--- START ---
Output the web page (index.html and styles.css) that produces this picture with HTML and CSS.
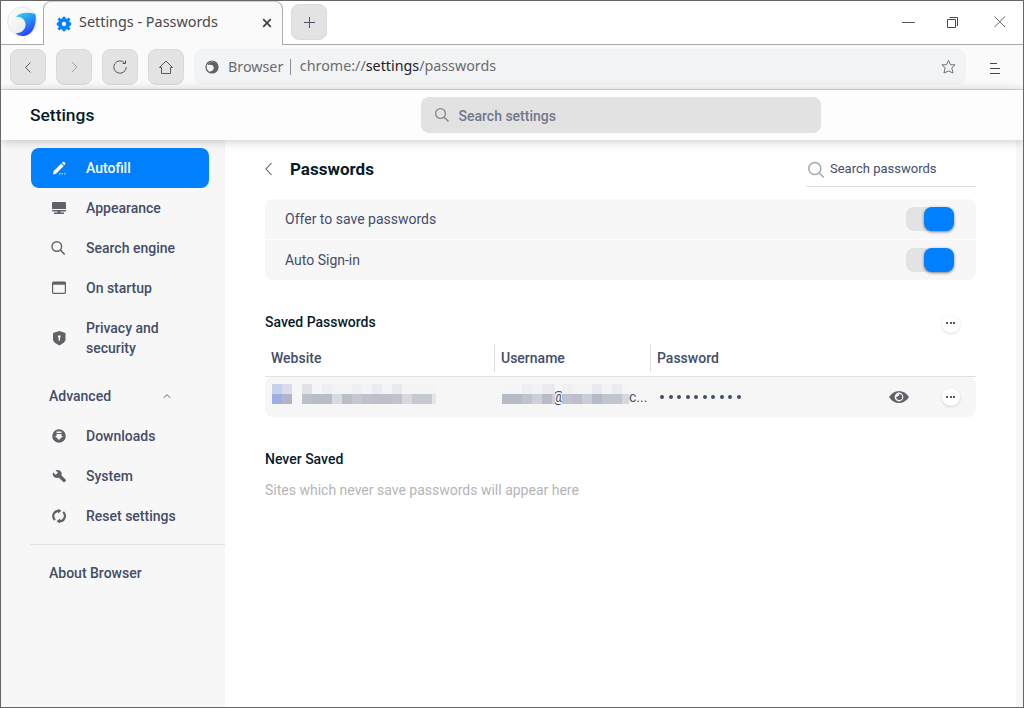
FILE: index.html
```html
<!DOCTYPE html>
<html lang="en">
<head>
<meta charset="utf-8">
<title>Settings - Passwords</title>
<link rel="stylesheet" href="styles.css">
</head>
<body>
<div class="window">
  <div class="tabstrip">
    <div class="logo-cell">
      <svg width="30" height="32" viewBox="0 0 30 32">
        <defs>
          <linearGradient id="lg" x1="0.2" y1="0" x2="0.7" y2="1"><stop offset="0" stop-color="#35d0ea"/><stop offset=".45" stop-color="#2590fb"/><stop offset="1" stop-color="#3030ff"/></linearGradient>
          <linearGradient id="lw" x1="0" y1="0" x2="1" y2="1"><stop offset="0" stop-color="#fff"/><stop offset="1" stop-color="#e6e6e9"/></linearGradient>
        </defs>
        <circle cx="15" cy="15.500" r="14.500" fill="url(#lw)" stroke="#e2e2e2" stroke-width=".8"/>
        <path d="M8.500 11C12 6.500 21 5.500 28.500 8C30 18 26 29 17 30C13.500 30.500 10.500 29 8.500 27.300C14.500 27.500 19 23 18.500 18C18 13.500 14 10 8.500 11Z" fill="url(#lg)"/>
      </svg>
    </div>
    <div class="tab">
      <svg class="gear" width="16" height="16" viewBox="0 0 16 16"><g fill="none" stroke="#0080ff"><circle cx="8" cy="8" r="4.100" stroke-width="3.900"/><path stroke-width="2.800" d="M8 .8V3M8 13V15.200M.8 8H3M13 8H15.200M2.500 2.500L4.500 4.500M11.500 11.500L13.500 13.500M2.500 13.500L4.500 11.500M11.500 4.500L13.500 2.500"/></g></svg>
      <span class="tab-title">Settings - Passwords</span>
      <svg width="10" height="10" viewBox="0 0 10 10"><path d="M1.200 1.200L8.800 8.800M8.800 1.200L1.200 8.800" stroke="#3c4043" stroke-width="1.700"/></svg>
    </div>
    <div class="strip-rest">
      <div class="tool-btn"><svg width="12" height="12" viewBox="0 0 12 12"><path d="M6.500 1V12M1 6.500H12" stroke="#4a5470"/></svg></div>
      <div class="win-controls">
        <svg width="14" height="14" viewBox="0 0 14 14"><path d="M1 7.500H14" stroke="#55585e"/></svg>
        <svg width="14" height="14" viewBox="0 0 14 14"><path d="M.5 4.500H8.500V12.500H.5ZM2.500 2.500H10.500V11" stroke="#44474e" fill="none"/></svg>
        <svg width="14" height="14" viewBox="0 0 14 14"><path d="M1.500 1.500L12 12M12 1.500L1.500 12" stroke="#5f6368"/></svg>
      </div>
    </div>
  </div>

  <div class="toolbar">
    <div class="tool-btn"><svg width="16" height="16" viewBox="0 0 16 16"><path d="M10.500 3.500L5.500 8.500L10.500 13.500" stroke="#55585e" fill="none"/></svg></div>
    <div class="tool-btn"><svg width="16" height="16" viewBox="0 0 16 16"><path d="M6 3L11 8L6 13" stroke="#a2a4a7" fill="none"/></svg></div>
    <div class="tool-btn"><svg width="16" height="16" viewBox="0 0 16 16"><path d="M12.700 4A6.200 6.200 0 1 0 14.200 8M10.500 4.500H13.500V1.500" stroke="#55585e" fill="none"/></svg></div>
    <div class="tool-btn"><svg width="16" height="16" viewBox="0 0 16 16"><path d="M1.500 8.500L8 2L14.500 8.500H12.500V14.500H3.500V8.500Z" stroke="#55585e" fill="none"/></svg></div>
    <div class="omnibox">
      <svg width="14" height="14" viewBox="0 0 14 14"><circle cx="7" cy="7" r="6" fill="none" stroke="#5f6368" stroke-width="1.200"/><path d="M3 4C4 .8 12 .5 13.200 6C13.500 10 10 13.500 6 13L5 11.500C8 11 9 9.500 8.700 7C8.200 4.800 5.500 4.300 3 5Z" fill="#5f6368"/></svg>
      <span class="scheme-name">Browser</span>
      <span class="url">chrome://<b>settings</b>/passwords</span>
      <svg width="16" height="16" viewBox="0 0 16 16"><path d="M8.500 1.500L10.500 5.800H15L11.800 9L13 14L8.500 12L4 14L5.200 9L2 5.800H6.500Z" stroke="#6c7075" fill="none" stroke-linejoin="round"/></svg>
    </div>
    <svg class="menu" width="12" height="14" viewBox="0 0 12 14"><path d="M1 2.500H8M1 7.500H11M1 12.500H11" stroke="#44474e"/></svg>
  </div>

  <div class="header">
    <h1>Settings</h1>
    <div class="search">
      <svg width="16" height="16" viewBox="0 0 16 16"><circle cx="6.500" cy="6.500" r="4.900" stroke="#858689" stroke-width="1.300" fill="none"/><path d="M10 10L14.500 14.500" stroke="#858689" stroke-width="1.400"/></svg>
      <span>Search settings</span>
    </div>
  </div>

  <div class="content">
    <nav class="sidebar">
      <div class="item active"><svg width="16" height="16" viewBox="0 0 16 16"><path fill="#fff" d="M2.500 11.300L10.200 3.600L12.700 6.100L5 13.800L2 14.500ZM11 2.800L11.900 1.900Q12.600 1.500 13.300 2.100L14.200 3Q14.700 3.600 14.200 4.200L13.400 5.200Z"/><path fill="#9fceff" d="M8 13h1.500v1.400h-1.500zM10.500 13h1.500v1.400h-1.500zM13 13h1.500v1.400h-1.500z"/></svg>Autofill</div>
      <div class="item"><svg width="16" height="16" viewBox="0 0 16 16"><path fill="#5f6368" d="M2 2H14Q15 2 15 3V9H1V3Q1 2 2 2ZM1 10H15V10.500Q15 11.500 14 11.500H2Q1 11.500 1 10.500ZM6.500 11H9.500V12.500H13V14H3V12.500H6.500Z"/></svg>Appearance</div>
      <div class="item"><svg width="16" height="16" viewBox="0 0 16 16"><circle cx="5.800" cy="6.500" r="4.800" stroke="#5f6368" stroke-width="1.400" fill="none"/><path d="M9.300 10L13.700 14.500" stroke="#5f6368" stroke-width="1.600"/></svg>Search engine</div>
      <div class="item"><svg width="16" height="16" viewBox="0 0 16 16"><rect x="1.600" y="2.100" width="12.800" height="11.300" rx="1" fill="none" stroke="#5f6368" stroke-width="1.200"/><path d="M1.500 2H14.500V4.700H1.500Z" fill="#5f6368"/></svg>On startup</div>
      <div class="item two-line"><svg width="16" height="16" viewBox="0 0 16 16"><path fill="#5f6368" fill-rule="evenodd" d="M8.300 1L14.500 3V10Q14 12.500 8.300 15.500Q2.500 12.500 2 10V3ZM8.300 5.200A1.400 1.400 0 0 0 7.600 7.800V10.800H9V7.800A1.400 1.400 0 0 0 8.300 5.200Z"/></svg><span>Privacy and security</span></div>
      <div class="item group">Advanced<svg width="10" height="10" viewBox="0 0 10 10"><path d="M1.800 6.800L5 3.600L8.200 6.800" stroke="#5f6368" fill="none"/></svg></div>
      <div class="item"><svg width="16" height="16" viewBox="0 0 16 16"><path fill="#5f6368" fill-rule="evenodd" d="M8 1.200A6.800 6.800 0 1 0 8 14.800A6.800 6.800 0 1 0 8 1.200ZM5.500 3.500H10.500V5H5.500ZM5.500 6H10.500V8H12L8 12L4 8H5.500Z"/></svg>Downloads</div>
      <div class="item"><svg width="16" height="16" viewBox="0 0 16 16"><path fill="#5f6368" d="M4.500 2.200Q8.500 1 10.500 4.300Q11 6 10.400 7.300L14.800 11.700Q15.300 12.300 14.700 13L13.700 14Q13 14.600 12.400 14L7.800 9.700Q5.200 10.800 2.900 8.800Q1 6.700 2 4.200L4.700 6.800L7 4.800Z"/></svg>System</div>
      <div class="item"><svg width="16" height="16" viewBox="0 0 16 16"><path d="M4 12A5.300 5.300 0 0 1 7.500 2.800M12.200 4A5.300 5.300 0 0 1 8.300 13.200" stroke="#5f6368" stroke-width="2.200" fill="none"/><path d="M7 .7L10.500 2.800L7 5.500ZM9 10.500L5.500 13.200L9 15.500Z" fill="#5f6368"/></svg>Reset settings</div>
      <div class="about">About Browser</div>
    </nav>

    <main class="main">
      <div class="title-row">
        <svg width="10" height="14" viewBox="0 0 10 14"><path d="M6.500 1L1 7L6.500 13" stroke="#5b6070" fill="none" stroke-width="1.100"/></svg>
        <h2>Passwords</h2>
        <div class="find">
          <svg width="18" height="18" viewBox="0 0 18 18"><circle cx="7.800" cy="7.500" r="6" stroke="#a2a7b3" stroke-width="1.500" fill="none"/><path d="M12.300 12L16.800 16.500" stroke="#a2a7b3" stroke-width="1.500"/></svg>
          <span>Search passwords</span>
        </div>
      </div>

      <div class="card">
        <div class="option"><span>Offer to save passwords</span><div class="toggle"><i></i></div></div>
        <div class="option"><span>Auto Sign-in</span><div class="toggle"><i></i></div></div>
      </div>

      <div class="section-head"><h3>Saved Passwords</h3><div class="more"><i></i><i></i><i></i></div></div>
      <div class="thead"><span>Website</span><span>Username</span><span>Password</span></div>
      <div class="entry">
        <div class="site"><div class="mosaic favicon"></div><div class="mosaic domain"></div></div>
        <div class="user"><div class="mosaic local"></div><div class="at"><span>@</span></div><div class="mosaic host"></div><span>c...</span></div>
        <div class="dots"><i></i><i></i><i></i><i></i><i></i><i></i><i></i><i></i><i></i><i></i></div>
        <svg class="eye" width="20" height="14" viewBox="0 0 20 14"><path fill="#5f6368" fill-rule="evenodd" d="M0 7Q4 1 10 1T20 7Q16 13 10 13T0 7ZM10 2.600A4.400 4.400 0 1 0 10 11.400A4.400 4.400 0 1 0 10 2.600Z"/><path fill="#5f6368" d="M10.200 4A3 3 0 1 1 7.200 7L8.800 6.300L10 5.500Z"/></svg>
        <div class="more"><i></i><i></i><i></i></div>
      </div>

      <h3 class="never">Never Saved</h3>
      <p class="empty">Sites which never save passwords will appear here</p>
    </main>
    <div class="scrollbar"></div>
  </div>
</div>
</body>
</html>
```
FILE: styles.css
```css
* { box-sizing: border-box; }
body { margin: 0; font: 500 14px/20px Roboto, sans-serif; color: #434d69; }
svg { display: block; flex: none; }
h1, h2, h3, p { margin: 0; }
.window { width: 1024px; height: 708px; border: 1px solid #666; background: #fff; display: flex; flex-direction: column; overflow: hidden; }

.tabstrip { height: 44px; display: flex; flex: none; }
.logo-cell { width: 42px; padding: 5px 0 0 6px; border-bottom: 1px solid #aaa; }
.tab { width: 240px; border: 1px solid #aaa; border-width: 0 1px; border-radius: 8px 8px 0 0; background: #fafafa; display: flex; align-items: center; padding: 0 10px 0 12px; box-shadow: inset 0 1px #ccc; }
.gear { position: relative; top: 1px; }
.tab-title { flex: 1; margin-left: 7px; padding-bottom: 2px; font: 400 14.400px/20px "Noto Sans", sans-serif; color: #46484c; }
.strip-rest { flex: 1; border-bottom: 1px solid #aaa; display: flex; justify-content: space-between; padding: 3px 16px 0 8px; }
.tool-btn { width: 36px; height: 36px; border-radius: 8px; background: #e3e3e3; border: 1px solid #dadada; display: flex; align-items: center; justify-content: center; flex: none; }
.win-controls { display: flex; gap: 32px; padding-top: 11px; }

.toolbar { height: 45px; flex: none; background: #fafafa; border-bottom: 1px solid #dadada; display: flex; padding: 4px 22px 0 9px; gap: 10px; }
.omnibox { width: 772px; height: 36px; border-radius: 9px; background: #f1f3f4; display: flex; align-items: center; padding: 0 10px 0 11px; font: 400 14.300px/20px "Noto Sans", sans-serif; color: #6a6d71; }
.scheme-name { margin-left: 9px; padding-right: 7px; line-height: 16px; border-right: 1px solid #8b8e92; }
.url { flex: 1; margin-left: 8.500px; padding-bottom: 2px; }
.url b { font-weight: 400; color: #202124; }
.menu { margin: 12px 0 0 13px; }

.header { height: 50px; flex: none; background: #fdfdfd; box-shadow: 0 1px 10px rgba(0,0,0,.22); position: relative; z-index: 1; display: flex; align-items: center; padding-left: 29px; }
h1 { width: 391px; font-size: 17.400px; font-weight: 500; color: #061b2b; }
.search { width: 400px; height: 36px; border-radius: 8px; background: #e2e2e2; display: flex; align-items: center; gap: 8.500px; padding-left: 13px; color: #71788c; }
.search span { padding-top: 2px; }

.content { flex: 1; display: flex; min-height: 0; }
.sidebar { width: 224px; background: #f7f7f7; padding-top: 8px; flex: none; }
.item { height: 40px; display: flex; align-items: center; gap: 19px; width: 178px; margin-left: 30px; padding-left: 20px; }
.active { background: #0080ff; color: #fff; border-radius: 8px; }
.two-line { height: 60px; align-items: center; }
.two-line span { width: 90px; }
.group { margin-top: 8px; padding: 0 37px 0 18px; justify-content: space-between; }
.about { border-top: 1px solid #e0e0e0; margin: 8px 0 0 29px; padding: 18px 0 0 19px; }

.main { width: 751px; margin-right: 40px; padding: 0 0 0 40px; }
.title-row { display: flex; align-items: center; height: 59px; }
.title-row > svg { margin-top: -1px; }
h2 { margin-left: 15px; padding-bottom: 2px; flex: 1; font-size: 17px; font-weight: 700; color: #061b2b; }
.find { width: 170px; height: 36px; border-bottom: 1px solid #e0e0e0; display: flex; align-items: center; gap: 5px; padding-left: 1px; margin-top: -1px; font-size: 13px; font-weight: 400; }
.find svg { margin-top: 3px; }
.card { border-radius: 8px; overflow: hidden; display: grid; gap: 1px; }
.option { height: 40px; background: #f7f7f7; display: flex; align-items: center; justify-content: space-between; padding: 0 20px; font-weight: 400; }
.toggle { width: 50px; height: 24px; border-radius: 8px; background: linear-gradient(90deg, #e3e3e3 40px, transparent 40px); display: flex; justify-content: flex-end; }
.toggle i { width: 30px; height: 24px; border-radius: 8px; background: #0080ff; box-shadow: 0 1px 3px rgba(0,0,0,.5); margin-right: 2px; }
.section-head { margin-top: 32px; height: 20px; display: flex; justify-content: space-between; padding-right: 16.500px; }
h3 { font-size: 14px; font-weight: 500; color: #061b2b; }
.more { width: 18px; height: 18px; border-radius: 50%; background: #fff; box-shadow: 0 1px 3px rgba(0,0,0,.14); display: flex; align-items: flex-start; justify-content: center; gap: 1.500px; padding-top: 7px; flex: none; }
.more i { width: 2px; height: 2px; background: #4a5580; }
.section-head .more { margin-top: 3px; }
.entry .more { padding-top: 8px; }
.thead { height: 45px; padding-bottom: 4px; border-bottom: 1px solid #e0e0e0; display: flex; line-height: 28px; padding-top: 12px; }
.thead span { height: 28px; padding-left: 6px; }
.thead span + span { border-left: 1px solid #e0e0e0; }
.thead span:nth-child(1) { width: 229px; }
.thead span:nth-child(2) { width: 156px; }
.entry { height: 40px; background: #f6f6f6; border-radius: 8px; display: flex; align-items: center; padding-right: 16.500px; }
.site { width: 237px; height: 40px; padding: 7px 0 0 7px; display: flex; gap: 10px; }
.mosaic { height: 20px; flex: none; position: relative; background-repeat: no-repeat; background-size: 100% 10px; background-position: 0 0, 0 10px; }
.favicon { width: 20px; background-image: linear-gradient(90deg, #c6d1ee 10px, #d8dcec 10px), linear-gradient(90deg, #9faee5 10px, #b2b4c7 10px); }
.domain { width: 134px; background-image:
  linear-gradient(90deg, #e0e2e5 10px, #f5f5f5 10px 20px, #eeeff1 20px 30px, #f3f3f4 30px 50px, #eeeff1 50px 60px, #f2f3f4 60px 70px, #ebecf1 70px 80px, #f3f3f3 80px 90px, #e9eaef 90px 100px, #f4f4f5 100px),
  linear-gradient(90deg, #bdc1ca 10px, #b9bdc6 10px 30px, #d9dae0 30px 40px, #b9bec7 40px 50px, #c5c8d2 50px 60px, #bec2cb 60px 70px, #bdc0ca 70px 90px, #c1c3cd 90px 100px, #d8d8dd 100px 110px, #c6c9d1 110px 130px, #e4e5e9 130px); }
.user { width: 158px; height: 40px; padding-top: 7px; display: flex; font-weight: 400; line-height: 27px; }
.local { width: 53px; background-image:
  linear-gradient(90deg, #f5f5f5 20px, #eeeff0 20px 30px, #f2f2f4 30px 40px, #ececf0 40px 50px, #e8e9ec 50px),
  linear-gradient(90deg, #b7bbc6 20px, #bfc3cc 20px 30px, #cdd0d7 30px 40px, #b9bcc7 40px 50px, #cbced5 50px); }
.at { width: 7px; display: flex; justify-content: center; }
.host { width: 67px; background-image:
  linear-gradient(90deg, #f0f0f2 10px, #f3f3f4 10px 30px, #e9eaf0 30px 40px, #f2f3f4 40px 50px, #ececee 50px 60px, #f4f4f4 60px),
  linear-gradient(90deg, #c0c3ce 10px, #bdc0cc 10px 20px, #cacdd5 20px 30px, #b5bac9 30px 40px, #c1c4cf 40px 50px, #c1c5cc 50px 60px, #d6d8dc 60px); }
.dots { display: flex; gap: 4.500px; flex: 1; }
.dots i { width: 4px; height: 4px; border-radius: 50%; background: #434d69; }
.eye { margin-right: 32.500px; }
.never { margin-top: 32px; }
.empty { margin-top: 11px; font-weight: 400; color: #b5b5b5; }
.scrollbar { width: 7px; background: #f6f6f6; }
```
--- END ---
■ **Aim**:
Collect from the data above every line that includes "index".

■ **In response**:
Output the web page (index.html and styles.css) that produces this picture with HTML and CSS.
FILE: index.html
.header { height: 50px; flex: none; background: #fdfdfd; box-shadow: 0 1px 10px rgba(0,0,0,.22); position: relative; z-index: 1; display: flex; align-items: center; padding-left: 29px; }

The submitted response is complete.